Cy Twombly
Von geöffneten, geschlossenen und gekritzelten Fenstern
„Wie hältst Du es mit dem Fenster?“ So lautet eine der Kernfragen der europäischen Malereigeschichte, die sich auch Cy Twombly (1928–2011) gestellt hat.
Seit 1957 taucht das Motiv des Fensters in Cy Twomblys Werken immer wieder auf. Anlässlich der ersten Präsentation des Gemäldes „Untitled (Munich)“ von 1964 im MGKSiegen kann seine Beschäftigung mit dem Fenstermotiv nun an einer wichtigen Werkgruppe aus der Sammlung Lambrecht-Schadeberg nachvollzogen werden.
1436 beschrieb der Maler und Kunsttheoretiker Leon Battista Alberti in Zentralperspektive gefertigte Gemälde erstmals als geöffnete Fenster. Seit dem 20. Jahrhundert wurde dieser Durchblick jedoch wieder in Frage gestellt; die undurchdringliche Flächigkeit des Bildes wurde als Kennzeichen von Fortschritt deklariert.

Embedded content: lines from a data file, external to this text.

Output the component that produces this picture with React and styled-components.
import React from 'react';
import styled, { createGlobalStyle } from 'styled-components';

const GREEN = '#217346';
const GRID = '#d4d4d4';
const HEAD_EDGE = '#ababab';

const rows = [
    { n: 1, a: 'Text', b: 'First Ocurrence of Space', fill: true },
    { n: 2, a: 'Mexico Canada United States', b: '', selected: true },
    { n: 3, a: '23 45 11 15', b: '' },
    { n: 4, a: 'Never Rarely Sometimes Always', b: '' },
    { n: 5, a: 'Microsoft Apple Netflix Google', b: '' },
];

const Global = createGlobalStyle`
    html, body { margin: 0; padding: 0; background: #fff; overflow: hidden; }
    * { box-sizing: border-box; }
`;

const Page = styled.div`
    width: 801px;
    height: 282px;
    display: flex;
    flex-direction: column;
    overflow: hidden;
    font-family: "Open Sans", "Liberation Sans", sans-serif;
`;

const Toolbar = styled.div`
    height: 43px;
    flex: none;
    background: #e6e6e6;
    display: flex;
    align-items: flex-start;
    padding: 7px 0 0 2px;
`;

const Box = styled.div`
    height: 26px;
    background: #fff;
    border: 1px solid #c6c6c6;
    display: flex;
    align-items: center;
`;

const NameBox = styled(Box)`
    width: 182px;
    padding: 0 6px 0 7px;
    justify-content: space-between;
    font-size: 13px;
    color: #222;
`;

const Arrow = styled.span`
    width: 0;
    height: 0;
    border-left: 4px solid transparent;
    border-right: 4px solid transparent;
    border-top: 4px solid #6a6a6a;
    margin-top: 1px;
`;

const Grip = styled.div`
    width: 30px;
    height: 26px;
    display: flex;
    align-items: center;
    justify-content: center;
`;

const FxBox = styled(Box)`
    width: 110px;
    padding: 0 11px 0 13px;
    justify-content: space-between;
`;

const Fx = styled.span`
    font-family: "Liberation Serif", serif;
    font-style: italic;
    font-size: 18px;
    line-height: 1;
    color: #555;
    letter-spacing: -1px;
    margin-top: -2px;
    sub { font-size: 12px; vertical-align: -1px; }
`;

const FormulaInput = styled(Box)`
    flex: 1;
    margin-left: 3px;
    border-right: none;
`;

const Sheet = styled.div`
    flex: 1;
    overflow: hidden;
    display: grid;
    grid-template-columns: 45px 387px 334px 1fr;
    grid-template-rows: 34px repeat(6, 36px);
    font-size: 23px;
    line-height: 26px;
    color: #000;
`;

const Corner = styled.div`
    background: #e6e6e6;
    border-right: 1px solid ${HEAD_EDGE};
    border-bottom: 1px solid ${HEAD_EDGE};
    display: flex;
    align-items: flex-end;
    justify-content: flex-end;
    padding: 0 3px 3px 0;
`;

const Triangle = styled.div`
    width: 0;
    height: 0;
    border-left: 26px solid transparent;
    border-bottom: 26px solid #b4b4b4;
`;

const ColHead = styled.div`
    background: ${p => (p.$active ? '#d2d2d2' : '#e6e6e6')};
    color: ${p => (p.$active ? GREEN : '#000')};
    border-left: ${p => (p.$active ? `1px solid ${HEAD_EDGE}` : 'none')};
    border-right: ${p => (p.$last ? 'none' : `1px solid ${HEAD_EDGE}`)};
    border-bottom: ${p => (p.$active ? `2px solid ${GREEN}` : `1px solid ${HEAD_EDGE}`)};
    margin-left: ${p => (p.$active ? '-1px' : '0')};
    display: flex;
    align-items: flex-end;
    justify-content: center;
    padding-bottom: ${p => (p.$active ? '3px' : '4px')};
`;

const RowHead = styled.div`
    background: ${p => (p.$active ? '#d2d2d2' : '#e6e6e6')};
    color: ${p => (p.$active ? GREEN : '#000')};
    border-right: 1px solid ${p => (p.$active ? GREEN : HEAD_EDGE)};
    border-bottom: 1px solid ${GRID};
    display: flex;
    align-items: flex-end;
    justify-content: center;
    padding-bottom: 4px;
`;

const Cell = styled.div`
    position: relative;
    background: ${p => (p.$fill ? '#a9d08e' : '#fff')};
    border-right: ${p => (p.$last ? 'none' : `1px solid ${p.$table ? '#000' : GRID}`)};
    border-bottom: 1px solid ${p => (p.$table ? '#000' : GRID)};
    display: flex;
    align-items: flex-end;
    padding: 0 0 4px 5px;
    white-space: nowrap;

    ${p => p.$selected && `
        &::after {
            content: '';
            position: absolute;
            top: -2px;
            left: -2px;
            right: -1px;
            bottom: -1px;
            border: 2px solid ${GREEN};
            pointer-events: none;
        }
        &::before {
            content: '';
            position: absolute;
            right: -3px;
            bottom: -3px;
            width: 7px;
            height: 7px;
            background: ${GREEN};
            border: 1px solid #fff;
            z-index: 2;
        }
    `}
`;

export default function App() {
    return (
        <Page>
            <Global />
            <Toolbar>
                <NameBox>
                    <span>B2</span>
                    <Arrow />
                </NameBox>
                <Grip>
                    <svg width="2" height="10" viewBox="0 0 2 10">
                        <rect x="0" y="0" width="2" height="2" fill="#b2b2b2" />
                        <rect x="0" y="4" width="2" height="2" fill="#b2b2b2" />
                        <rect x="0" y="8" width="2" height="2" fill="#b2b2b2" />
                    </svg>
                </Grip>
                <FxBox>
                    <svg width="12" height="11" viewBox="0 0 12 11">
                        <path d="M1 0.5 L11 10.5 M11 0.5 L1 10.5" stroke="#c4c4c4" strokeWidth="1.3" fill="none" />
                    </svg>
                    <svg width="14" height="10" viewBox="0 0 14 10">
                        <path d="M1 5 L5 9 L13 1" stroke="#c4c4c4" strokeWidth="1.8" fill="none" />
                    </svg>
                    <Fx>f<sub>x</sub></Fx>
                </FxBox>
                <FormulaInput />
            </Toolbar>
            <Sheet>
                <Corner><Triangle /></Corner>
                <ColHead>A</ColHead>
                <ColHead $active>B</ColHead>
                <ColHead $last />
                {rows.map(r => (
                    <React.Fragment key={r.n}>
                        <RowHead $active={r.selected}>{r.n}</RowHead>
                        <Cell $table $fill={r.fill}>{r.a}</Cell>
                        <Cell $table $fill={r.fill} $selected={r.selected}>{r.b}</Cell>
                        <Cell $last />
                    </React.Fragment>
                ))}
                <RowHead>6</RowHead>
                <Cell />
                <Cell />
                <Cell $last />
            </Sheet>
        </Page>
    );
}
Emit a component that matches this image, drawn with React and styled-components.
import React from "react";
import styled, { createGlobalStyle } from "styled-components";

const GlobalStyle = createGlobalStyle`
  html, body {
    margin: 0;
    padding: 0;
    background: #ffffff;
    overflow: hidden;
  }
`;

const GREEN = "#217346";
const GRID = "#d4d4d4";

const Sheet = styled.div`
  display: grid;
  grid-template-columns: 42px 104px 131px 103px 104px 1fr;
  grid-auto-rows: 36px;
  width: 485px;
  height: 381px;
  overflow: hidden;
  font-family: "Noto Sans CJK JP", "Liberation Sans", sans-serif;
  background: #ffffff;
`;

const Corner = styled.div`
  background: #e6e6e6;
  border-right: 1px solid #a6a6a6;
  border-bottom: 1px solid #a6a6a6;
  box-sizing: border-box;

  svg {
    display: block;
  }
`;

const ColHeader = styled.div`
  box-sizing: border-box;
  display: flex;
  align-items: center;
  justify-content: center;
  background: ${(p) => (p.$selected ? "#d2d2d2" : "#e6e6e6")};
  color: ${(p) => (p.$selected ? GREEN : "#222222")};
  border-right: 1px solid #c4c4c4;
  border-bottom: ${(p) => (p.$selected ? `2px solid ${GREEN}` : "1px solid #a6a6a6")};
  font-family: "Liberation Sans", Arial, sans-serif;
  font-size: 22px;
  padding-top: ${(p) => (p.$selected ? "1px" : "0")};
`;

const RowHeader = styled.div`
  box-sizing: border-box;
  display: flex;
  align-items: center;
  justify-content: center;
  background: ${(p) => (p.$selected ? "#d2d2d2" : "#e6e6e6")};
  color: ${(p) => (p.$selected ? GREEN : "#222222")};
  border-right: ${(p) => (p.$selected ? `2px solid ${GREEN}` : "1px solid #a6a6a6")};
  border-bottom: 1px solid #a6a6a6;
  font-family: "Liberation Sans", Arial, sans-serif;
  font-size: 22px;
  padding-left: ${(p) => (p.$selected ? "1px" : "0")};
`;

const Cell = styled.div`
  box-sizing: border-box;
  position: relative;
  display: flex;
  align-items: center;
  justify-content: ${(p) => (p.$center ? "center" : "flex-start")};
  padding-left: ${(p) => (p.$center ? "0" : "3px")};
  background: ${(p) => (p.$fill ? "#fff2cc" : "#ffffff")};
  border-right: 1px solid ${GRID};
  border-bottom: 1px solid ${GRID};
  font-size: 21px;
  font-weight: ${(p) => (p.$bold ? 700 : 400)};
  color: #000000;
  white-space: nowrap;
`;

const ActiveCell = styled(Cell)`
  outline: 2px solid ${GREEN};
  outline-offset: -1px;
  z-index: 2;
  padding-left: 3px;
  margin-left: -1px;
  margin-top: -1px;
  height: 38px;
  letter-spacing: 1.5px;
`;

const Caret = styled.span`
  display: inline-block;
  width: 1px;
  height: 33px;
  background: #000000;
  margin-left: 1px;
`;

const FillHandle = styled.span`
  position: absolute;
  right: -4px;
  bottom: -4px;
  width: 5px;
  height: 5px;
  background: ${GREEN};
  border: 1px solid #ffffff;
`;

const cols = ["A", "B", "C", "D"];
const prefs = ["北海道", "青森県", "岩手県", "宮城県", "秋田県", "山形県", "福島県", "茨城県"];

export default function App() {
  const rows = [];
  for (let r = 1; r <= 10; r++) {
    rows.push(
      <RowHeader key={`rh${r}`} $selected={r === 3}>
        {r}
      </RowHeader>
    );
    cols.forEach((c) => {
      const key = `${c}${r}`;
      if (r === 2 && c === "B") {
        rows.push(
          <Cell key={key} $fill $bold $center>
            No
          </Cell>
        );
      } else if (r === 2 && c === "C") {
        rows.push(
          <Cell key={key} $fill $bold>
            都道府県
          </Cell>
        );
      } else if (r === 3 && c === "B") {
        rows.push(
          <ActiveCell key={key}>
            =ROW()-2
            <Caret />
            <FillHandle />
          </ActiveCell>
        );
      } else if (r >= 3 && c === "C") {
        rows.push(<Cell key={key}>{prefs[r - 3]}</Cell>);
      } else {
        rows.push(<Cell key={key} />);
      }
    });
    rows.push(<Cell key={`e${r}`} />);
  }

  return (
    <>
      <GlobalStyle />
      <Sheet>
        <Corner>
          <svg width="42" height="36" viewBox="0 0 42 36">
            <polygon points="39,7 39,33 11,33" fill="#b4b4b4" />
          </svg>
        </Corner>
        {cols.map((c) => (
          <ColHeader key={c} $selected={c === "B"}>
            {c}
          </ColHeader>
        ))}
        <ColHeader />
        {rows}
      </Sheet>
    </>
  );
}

Cy Twombly greift das Motiv des Fensters wieder auf und setzt es gezielt ein. Bei „Leda and the Swan“ (1963) findet sich statt einer antiken Erzählung nur noch ein orgiastischer Farbwirbel. Das kleine Fenster erscheint wie ein Symbol für die nicht mehr erkennbare Erzählung. „Untitled (Munich)“ enthält gleich vier verschiedene Fenster. Sie wirken wie von den Farbschlieren in den unbestimmten Bildraum hinauskatapultiert, in den sie sich öffnen. Schließlich sind die Fenster in „Untitled (Rome)“ (1966) vielfach vermehrt und wie funktionslos hintereinander gestapelt. Die schwarze Bildtafel wirkt zunächst wie eine undurchdringliche Wand, die der Maler aber durch die unzähligen gemalten Fenster in einen erdachten Tiefenraum öffnet.
Mit seinen Fenstern gibt Twombly keine eindeutige Antwort auf die Kernfrage der Malerei. Sie sind zu Zeichen geworden, die für das moderne Nachdenken über das Bildermachen stehen und dabei ebenso die lange Tradition dieser Überlegungen aufrufen.

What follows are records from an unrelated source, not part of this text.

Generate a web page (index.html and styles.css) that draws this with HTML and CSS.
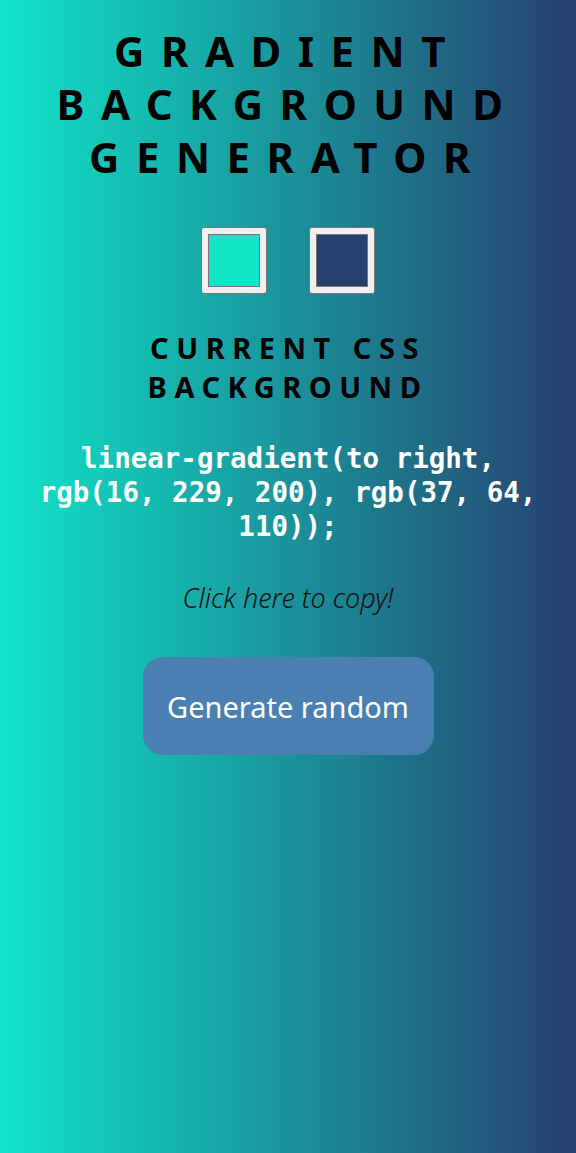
FILE: index.html
```html
<!DOCTYPE html>
<html>
<head>
<meta charset="utf-8">
<link rel="stylesheet" href="styles.css">
</head>
<body class="page">
  <h1 class="title">GRADIENT BACKGROUND GENERATOR</h1>
  <div class="pickers">
    <div class="picker"><span class="swatch swatch-a"></span></div>
    <div class="picker"><span class="swatch swatch-b"></span></div>
  </div>
  <h3 class="subtitle">CURRENT CSS BACKGROUND</h3>
  <p class="code">linear-gradient(to right, rgb(16, 229, 200), rgb(37, 64, 110));</p>
  <p class="copy">Click here to copy!</p>
  <button class="generate">Generate random</button>
</body>
</html>
```
FILE: styles.css
```css
html, body { margin: 0; padding: 0; }
.page {
  min-height: 1153px;
  background: linear-gradient(to right, rgb(16, 229, 200), rgb(37, 64, 110));
  text-align: center;
  font-family: "Noto Sans", "Open Sans", sans-serif;
  display: flex;
  flex-direction: column;
  align-items: center;
}
.title {
  margin: 24px 20px 0;
  font-size: 42px;
  line-height: 53px;
  font-weight: 700;
  letter-spacing: 16.5px;
  color: #000;
}
.pickers {
  display: flex;
  gap: 42px;
  margin-top: 44px;
}
.picker {
  width: 66px;
  height: 67px;
  box-sizing: border-box;
  padding: 6px;
  background: #efefef;
  border: 1px solid #767676;
  border-radius: 3px;
  display: flex;
}
.swatch {
  flex: 1;
  border: 1px solid #777;
}
.swatch-a { background: rgb(16, 229, 200); }
.swatch-b { background: rgb(37, 64, 110); }
.subtitle {
  margin: 34px 40px 0;
  font-size: 29px;
  line-height: 39px;
  font-weight: 700;
  letter-spacing: 7.5px;
  color: #000;
  max-width: 320px;
}
.code {
  margin: 35px 20px 0;
  font-family: "DejaVu Sans Mono", "Liberation Mono", monospace;
  font-weight: 700;
  font-size: 27.5px;
  line-height: 34px;
  color: #fff;
}
.copy {
  margin: 38px 0 0;
  font-style: italic;
  font-weight: 300;
  font-size: 27px;
  line-height: 34px;
  color: #111;
}
.generate {
  margin-top: 42px;
  width: 291px;
  height: 98px;
  border: none;
  border-radius: 20px;
  background: #4a80b1;
  color: #fff;
  font-family: "Noto Sans", "Open Sans", sans-serif;
  font-size: 29px;
}
```
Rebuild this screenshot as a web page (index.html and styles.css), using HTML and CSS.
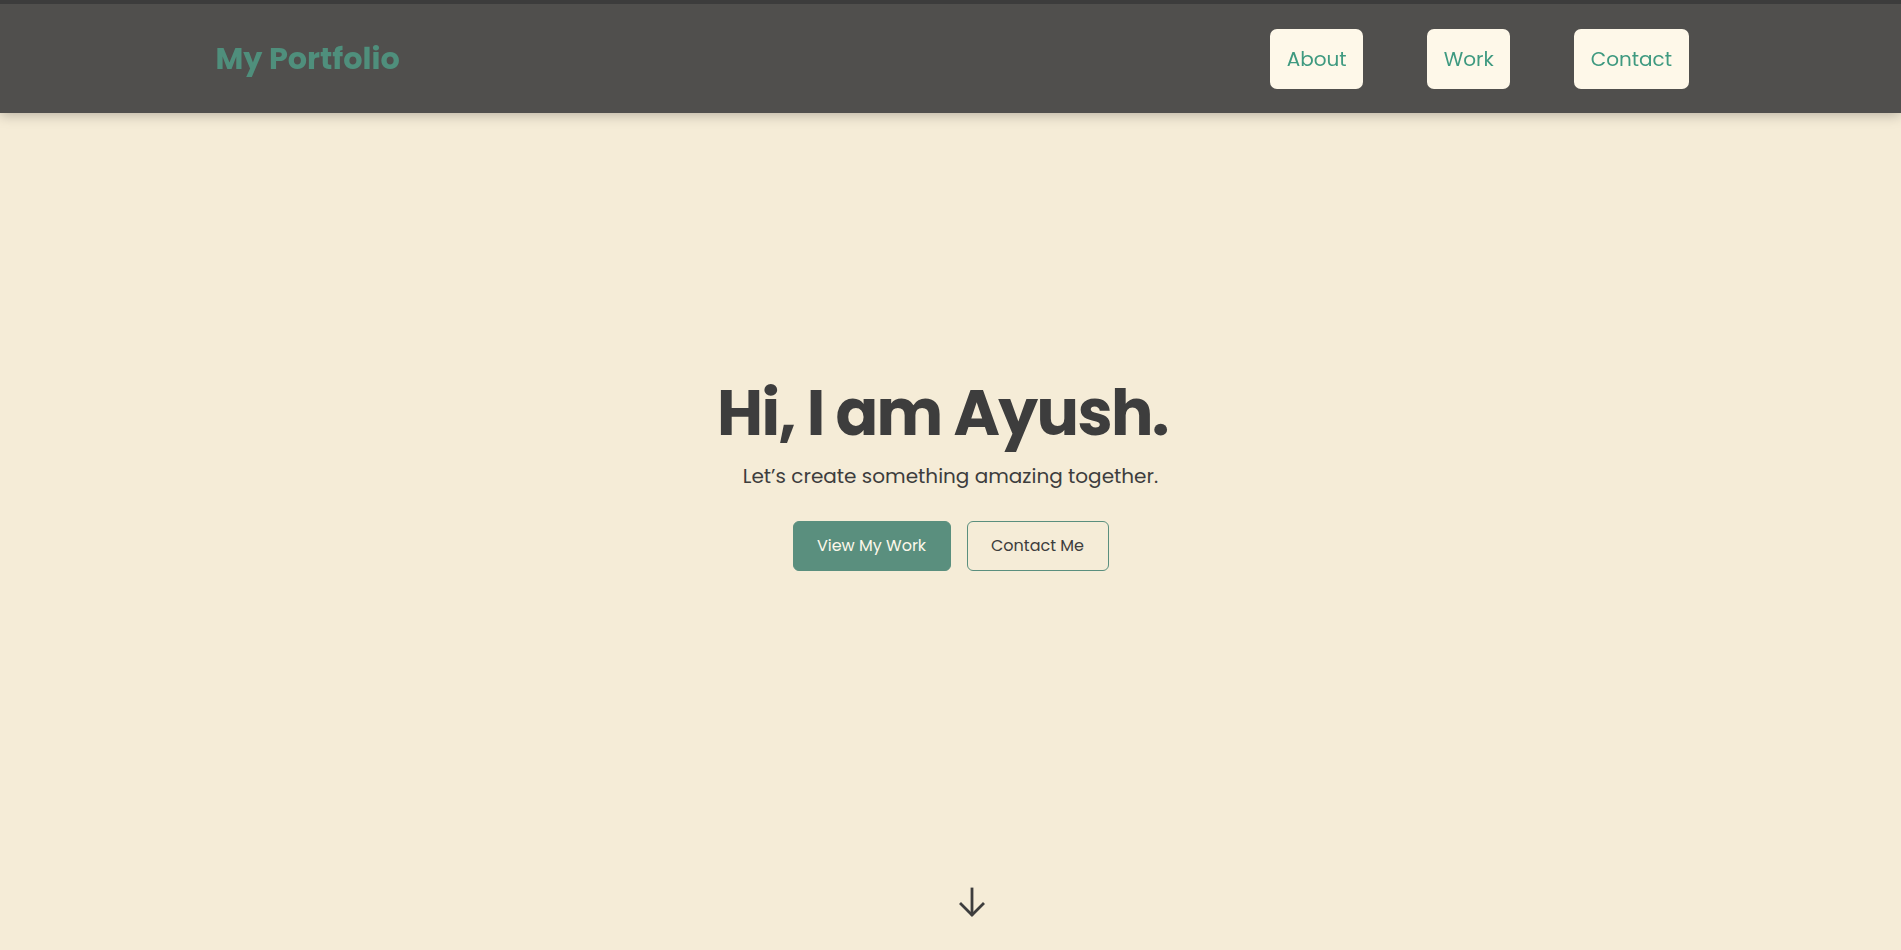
FILE: index.html
```html
<!DOCTYPE html>
<html lang="en">
<head>
<meta charset="utf-8">
<title>My Portfolio</title>
<link rel="stylesheet" href="styles.css">
</head>
<body>
<header class="site-header">
  <div class="header-inner">
    <a class="logo" href="#">My Portfolio</a>
    <nav class="nav">
      <a class="nav-link" href="#about">About</a>
      <a class="nav-link" href="#work">Work</a>
      <a class="nav-link" href="#contact">Contact</a>
    </nav>
  </div>
</header>
<main>
  <section class="hero">
    <div class="hero-content">
      <h1 class="hero-title">Hi, I am Ayush.</h1>
      <p class="hero-sub">Let’s create something amazing together.</p>
      <div class="hero-actions">
        <a class="btn btn-primary" href="#work">View My Work</a>
        <a class="btn btn-outline" href="#contact">Contact Me</a>
      </div>
    </div>
    <a class="scroll-down" href="#about" aria-label="Scroll down">
      <svg width="28" height="30" viewBox="0 0 28 30" fill="none" stroke="#3d3d3d" stroke-width="2.8" stroke-linecap="square">
        <path d="M14 2 V27"/>
        <path d="M3 17 L14 28 L25 17"/>
      </svg>
    </a>
  </section>
</main>
</body>
</html>
```
FILE: styles.css
```css
* { box-sizing: border-box; }
html, body { margin: 0; padding: 0; }
body {
  background: #f5ecd7;
  font-family: "Poppins", "Inter", "Noto Sans", sans-serif;
  color: #3d3d3d;
  overflow: hidden;
}
a { text-decoration: none; }

.site-header {
  position: fixed;
  top: 0; left: 0; right: 0;
  height: 113px;
  background: #504f4d;
  border-top: 4px solid #3c3c3c;
  box-shadow: 0 2px 12px rgba(0,0,0,0.25);
  z-index: 10;
}
.header-inner {
  max-width: 1476px;
  margin: 0 auto;
  height: 100%;
  padding-left: 3px;
  display: flex;
  align-items: center;
  justify-content: space-between;
}
.logo {
  color: #4f8f7c;
  font-weight: 700;
  font-size: 30.3px;
}
.nav {
  display: flex;
  gap: 64px;
}
.nav-link {
  display: block;
  background: #fef8e9;
  color: #3f9a80;
  font-size: 20px;
  line-height: 60px;
  height: 60px;
  padding: 0 16.5px;
  border-radius: 7px;
}

.hero {
  position: relative;
  height: 100vh;
  display: flex;
  align-items: center;
  justify-content: center;
  text-align: center;
}
.hero-content {
  display: flex;
  flex-direction: column;
  align-items: center;
  padding-bottom: 3px;
}
.hero-title {
  margin: 0 0 0 -16px;
  font-size: 63px;
  font-weight: 700;
  line-height: 1.2;
  letter-spacing: -1.6px;
  color: #3d3d3d;
}
.hero-sub {
  margin: 9px 0 0;
  font-size: 20px;
  line-height: 30px;
  color: #3d3d3d;
}
.hero-actions {
  display: flex;
  gap: 16px;
  margin-top: 30px;
}
.btn {
  display: block;
  height: 50px;
  line-height: 48px;
  font-size: 16px;
  border-radius: 6px;
  border: 1px solid #5a8f7e;
}
.btn-primary {
  width: 158px;
  background: #5a8f7e;
  color: #fdf8ea;
}
.btn-outline {
  width: 142px;
  background: transparent;
  color: #3d3d3d;
}
.scroll-down {
  position: absolute;
  left: 958px;
  top: 887px;
  display: block;
}
```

Cy Twombly (1928–2011) wurde 1987 mit dem 8. Rubenspreis der Stadt Siegen ausgezeichnet. Der gebürtige US-Amerikaner lebte seit den 1960er Jahren in Rom und ist einer der Hauptvertreter der gestisch abstrakten Malerei seit 1950. Sein malerisches, grafisches, fotografisches und skulpturales Werk ist weltweit in wichtigen Museumssammlungen vertreten und wurde in zahlreichen Einzelausstellungen und Retrospektiven gezeigt. Die im MGKSiegen beheimatete Sammlung Lambrecht-Schadeberg umfasst Gemälde, Skulpturen und Fotografien von Twomblys New Yorker Frühwerk bis zu seinem in Italien geschaffenen Spätwerk.
Das neue Ausstellungsformats „Studiolo“ versteht sich als ein dynamischer Raum innerhalb der Sammlung des MGKSiegen. Hier werden zukünftig in regelmäßig wechselnden Ausstellungen einzelne Schwerpunkte und Werkgruppen der Sammlung Lambrecht-Schadeberg in den Fokus genommen.